▶ INSTRUCTIONS FOR THE TASK: Repeat the data word for word. Do not include the pictures.

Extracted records
**********

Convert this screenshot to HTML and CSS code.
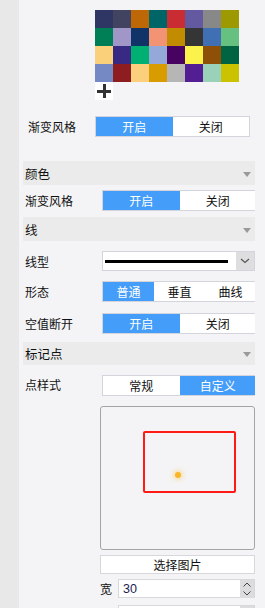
FILE: index.html
```html
<!DOCTYPE html>
<html lang="zh">
<head>
<meta charset="utf-8">
<link rel="stylesheet" href="styles.css">
</head>
<body>
<div class="page">
  <div class="side"></div>
  <div class="main">
    <div class="palette">
      <div class="grid">
        <span style="background:#2f3664"></span><span style="background:#414360"></span><span style="background:#bd6706"></span><span style="background:#006567"></span><span style="background:#c92d33"></span><span style="background:#6259a0"></span><span style="background:#888888"></span><span style="background:#9c9a00"></span>
        <span style="background:#007f56"></span><span style="background:#a096c8"></span><span style="background:#103368"></span><span style="background:#f29474"></span><span style="background:#c18c00"></span><span style="background:#353535"></span><span style="background:#416fb4"></span><span style="background:#66c080"></span>
        <span style="background:#fbd07a"></span><span style="background:#382983"></span><span style="background:#00b073"></span><span style="background:#94a9d8"></span><span style="background:#480360"></span><span style="background:#fbf34c"></span><span style="background:#8e5007"></span><span style="background:#006442"></span>
        <span style="background:#7589c4"></span><span style="background:#8d1d21"></span><span style="background:#fbcf7b"></span><span style="background:#d89c00"></span><span style="background:#b6b6b6"></span><span style="background:#521e91"></span><span style="background:#9ad2b9"></span><span style="background:#cbc300"></span>
      </div>
      <div class="plus"><span class="ph"></span><span class="pv"></span></div>
    </div>
    <div class="toprow">
      <span class="toplabel">渐变风格</span>
      <div class="seg seg2"><span class="on">开启</span><span>关闭</span></div>
    </div>

    <div class="section">
      <div class="head"><span>颜色</span><i class="tri"></i></div>
      <div class="row r1">
        <span class="label">渐变风格</span>
        <div class="seg seg2 clip"><span class="on">开启</span><span>关闭</span></div>
      </div>

      <div class="head h2"><span>线</span><i class="tri"></i></div>
      <div class="row r2">
        <span class="label">线型</span>
        <div class="select"><div class="line"></div><div class="btn"><svg width="10" height="6" viewBox="0 0 10 6"><path d="M1 1 L5 4.5 L9 1" fill="none" stroke="#555" stroke-width="1.2"/></svg></div></div>
      </div>
      <div class="row r3">
        <span class="label">形态</span>
        <div class="seg seg3 clip"><span class="on">普通</span><span>垂直</span><span>曲线</span></div>
      </div>
      <div class="row r4">
        <span class="label">空值断开</span>
        <div class="seg seg2 clip"><span class="on">开启</span><span>关闭</span></div>
      </div>

      <div class="head h3"><span>标记点</span><i class="tri"></i></div>
      <div class="row r5">
        <span class="label">点样式</span>
        <div class="seg seg2 clip"><span>常规</span><span class="on">自定义</span></div>
      </div>
      <div class="preview">
        <div class="frame"><div class="dot"></div></div>
      </div>
      <div class="choose">选择图片</div>
      <div class="numrow">
        <span class="nlabel">宽</span>
        <div class="num"><span class="val">30</span><div class="spin"><svg width="10" height="16" viewBox="0 0 10 16"><path d="M1.5 5.5 L5 2 L8.5 5.5" fill="none" stroke="#444" stroke-width="1"/><path d="M1.5 10.5 L5 14 L8.5 10.5" fill="none" stroke="#444" stroke-width="1"/></svg></div></div>
      </div>
      <div class="numrow nr2">
        <span class="nlabel"></span>
        <div class="num"><span class="val"></span><div class="spin"></div></div>
      </div>
    </div>
  </div>
</div>
</body>
</html>
```

FILE: styles.css
```css
* { box-sizing: border-box; }
html, body { margin: 0; padding: 0; }
body {
  background: #f4f4f6;
  font-family: "Noto Sans CJK SC", "Noto Sans", sans-serif;
  font-size: 12px;
  color: #111;
  width: 265px;
  height: 608px;
  overflow: hidden;
}
.page { display: flex; height: 608px; }
.side { width: 19px; background: #e8e8e8; flex: none; }
.main { width: 236px; flex: none; overflow: hidden; }

.palette { padding: 10px 0 0 76px; }
.grid { display: grid; grid-template-columns: repeat(8, 18px); grid-auto-rows: 18px; width: 144px; }
.grid span { display: block; }
.plus { width: 18px; height: 18px; background: #fff; position: relative; }
.plus .ph { position: absolute; left: 2px; top: 8px; width: 14px; height: 3px; background: #333; }
.plus .pv { position: absolute; left: 8px; top: 2px; width: 3px; height: 14px; background: #333; }

.toprow { display: flex; align-items: center; margin-top: 16px; height: 21px; }
.toplabel { width: 76px; padding-left: 9px; }

.seg { display: flex; height: 21px; border: 1px solid #d4d4dc; background: #fff; flex: none; }
.seg span { display: flex; align-items: center; justify-content: center; flex: 1; }
.seg span.on { background: #449df8; color: #fff; }
.seg2 { width: 155px; }
.seg3 { width: 155px; }

.section { margin-left: 4px; width: 232px; overflow: hidden; }
.head { height: 24px; background: #ebebeb; display: flex; align-items: center; justify-content: space-between; padding: 0 4px 0 2px; font-size: 12.5px; }
.section > .head:first-child { margin-top: 24px; }
.tri { width: 0; height: 0; border-left: 4px solid transparent; border-right: 4px solid transparent; border-top: 5px solid #9a9a9a; margin-top: 2px; }

.row { display: flex; align-items: center; }
.label { width: 79px; flex: none; padding-left: 2px; }
.r1 { margin-top: 5px; height: 21px; }
.h2 { margin-top: 6px; }
.r2 { margin-top: 10px; height: 20px; }
.r3 { margin-top: 10px; height: 21px; }
.r4 { margin-top: 11px; height: 21px; }
.h3 { margin-top: 8px; height: 23px; }
.r5 { margin-top: 10px; height: 21px; align-items: flex-start; }
.r5 .label { padding-top: 1px; }

.select { width: 153px; height: 20px; border: 1px solid #d4d4dc; background: #fff; display: flex; align-items: center; flex: none; }
.line { flex: 1; height: 3px; background: #000; margin: 0 8px 0 2px; }
.btn { width: 18px; height: 18px; background: #dedee0; display: flex; align-items: center; justify-content: center; }

.preview { margin: 10px 0 0 77px; width: 155px; height: 144px; border: 1px solid #a4a4a8; border-radius: 3px; background: #f4f4f6; padding: 24px 0 0 42px; }
.frame { width: 93px; height: 62px; border: 2px solid #ff1a16; border-radius: 2px; padding: 39px 0 0 30px; }
.dot { width: 6px; height: 6px; border-radius: 50%; background: #fbb526; box-shadow: 0 0 4px 2px rgba(251, 200, 80, 0.45); }

.choose { margin: 5px 0 0 77px; width: 155px; height: 19px; background: #fff; border: 1px solid #d8d8dc; display: flex; align-items: center; justify-content: center; }

.numrow { display: flex; align-items: center; margin: 5px 0 0 77px; height: 19px; }
.nlabel { width: 18px; flex: none; }
.num { width: 137px; height: 19px; border: 1px solid #d8d8dc; background: #fff; display: flex; align-items: center; }
.val { flex: 1; padding-left: 4px; color: #1c1c50; font-family: "Liberation Sans", sans-serif; font-size: 12.5px; }
.spin { width: 14px; height: 18px; background: #dcdcde; display: flex; align-items: center; justify-content: center; }
.nr2 { margin-top: 7px; }
```
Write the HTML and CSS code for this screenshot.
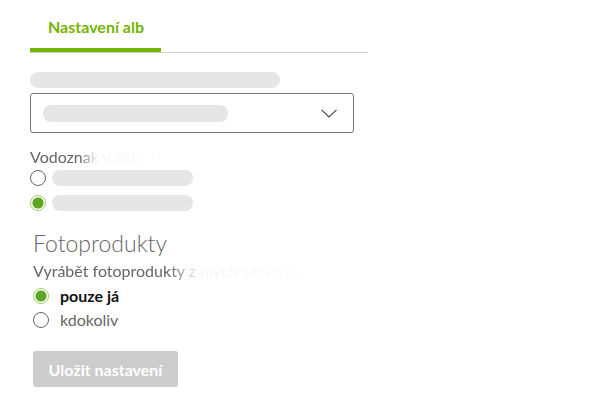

**********

▶ RESULT OF THIS TASK:
Convert this screenshot to HTML and CSS code.
FILE: index.html
```html
<!DOCTYPE html>
<html lang="zh">
<head>
<meta charset="utf-8">
<link rel="stylesheet" href="styles.css">
</head>
<body>
<div class="page">
  <div class="side"></div>
  <div class="main">
    <div class="palette">
      <div class="grid">
        <span style="background:#2f3664"></span><span style="background:#414360"></span><span style="background:#bd6706"></span><span style="background:#006567"></span><span style="background:#c92d33"></span><span style="background:#6259a0"></span><span style="background:#888888"></span><span style="background:#9c9a00"></span>
        <span style="background:#007f56"></span><span style="background:#a096c8"></span><span style="background:#103368"></span><span style="background:#f29474"></span><span style="background:#c18c00"></span><span style="background:#353535"></span><span style="background:#416fb4"></span><span style="background:#66c080"></span>
        <span style="background:#fbd07a"></span><span style="background:#382983"></span><span style="background:#00b073"></span><span style="background:#94a9d8"></span><span style="background:#480360"></span><span style="background:#fbf34c"></span><span style="background:#8e5007"></span><span style="background:#006442"></span>
        <span style="background:#7589c4"></span><span style="background:#8d1d21"></span><span style="background:#fbcf7b"></span><span style="background:#d89c00"></span><span style="background:#b6b6b6"></span><span style="background:#521e91"></span><span style="background:#9ad2b9"></span><span style="background:#cbc300"></span>
      </div>
      <div class="plus"><span class="ph"></span><span class="pv"></span></div>
    </div>
    <div class="toprow">
      <span class="toplabel">渐变风格</span>
      <div class="seg seg2"><span class="on">开启</span><span>关闭</span></div>
    </div>

    <div class="section">
      <div class="head"><span>颜色</span><i class="tri"></i></div>
      <div class="row r1">
        <span class="label">渐变风格</span>
        <div class="seg seg2 clip"><span class="on">开启</span><span>关闭</span></div>
      </div>

      <div class="head h2"><span>线</span><i class="tri"></i></div>
      <div class="row r2">
        <span class="label">线型</span>
        <div class="select"><div class="line"></div><div class="btn"><svg width="10" height="6" viewBox="0 0 10 6"><path d="M1 1 L5 4.5 L9 1" fill="none" stroke="#555" stroke-width="1.2"/></svg></div></div>
      </div>
      <div class="row r3">
        <span class="label">形态</span>
        <div class="seg seg3 clip"><span class="on">普通</span><span>垂直</span><span>曲线</span></div>
      </div>
      <div class="row r4">
        <span class="label">空值断开</span>
        <div class="seg seg2 clip"><span class="on">开启</span><span>关闭</span></div>
      </div>

      <div class="head h3"><span>标记点</span><i class="tri"></i></div>
      <div class="row r5">
        <span class="label">点样式</span>
        <div class="seg seg2 clip"><span>常规</span><span class="on">自定义</span></div>
      </div>
      <div class="preview">
        <div class="frame"><div class="dot"></div></div>
      </div>
      <div class="choose">选择图片</div>
      <div class="numrow">
        <span class="nlabel">宽</span>
        <div class="num"><span class="val">30</span><div class="spin"><svg width="10" height="16" viewBox="0 0 10 16"><path d="M1.5 5.5 L5 2 L8.5 5.5" fill="none" stroke="#444" stroke-width="1"/><path d="M1.5 10.5 L5 14 L8.5 10.5" fill="none" stroke="#444" stroke-width="1"/></svg></div></div>
      </div>
      <div class="numrow nr2">
        <span class="nlabel"></span>
        <div class="num"><span class="val"></span><div class="spin"></div></div>
      </div>
    </div>
  </div>
</div>
</body>
</html>
```

FILE: styles.css
```css
* { box-sizing: border-box; }
html, body { margin: 0; padding: 0; }
body {
  background: #f4f4f6;
  font-family: "Noto Sans CJK SC", "Noto Sans", sans-serif;
  font-size: 12px;
  color: #111;
  width: 265px;
  height: 608px;
  overflow: hidden;
}
.page { display: flex; height: 608px; }
.side { width: 19px; background: #e8e8e8; flex: none; }
.main { width: 236px; flex: none; overflow: hidden; }

.palette { padding: 10px 0 0 76px; }
.grid { display: grid; grid-template-columns: repeat(8, 18px); grid-auto-rows: 18px; width: 144px; }
.grid span { display: block; }
.plus { width: 18px; height: 18px; background: #fff; position: relative; }
.plus .ph { position: absolute; left: 2px; top: 8px; width: 14px; height: 3px; background: #333; }
.plus .pv { position: absolute; left: 8px; top: 2px; width: 3px; height: 14px; background: #333; }

.toprow { display: flex; align-items: center; margin-top: 16px; height: 21px; }
.toplabel { width: 76px; padding-left: 9px; }

.seg { display: flex; height: 21px; border: 1px solid #d4d4dc; background: #fff; flex: none; }
.seg span { display: flex; align-items: center; justify-content: center; flex: 1; }
.seg span.on { background: #449df8; color: #fff; }
.seg2 { width: 155px; }
.seg3 { width: 155px; }

.section { margin-left: 4px; width: 232px; overflow: hidden; }
.head { height: 24px; background: #ebebeb; display: flex; align-items: center; justify-content: space-between; padding: 0 4px 0 2px; font-size: 12.5px; }
.section > .head:first-child { margin-top: 24px; }
.tri { width: 0; height: 0; border-left: 4px solid transparent; border-right: 4px solid transparent; border-top: 5px solid #9a9a9a; margin-top: 2px; }

.row { display: flex; align-items: center; }
.label { width: 79px; flex: none; padding-left: 2px; }
.r1 { margin-top: 5px; height: 21px; }
.h2 { margin-top: 6px; }
.r2 { margin-top: 10px; height: 20px; }
.r3 { margin-top: 10px; height: 21px; }
.r4 { margin-top: 11px; height: 21px; }
.h3 { margin-top: 8px; height: 23px; }
.r5 { margin-top: 10px; height: 21px; align-items: flex-start; }
.r5 .label { padding-top: 1px; }

.select { width: 153px; height: 20px; border: 1px solid #d4d4dc; background: #fff; display: flex; align-items: center; flex: none; }
.line { flex: 1; height: 3px; background: #000; margin: 0 8px 0 2px; }
.btn { width: 18px; height: 18px; background: #dedee0; display: flex; align-items: center; justify-content: center; }

.preview { margin: 10px 0 0 77px; width: 155px; height: 144px; border: 1px solid #a4a4a8; border-radius: 3px; background: #f4f4f6; padding: 24px 0 0 42px; }
.frame { width: 93px; height: 62px; border: 2px solid #ff1a16; border-radius: 2px; padding: 39px 0 0 30px; }
.dot { width: 6px; height: 6px; border-radius: 50%; background: #fbb526; box-shadow: 0 0 4px 2px rgba(251, 200, 80, 0.45); }

.choose { margin: 5px 0 0 77px; width: 155px; height: 19px; background: #fff; border: 1px solid #d8d8dc; display: flex; align-items: center; justify-content: center; }

.numrow { display: flex; align-items: center; margin: 5px 0 0 77px; height: 19px; }
.nlabel { width: 18px; flex: none; }
.num { width: 137px; height: 19px; border: 1px solid #d8d8dc; background: #fff; display: flex; align-items: center; }
.val { flex: 1; padding-left: 4px; color: #1c1c50; font-family: "Liberation Sans", sans-serif; font-size: 12.5px; }
.spin { width: 14px; height: 18px; background: #dcdcde; display: flex; align-items: center; justify-content: center; }
.nr2 { margin-top: 7px; }
```
Write the HTML and CSS code for this screenshot.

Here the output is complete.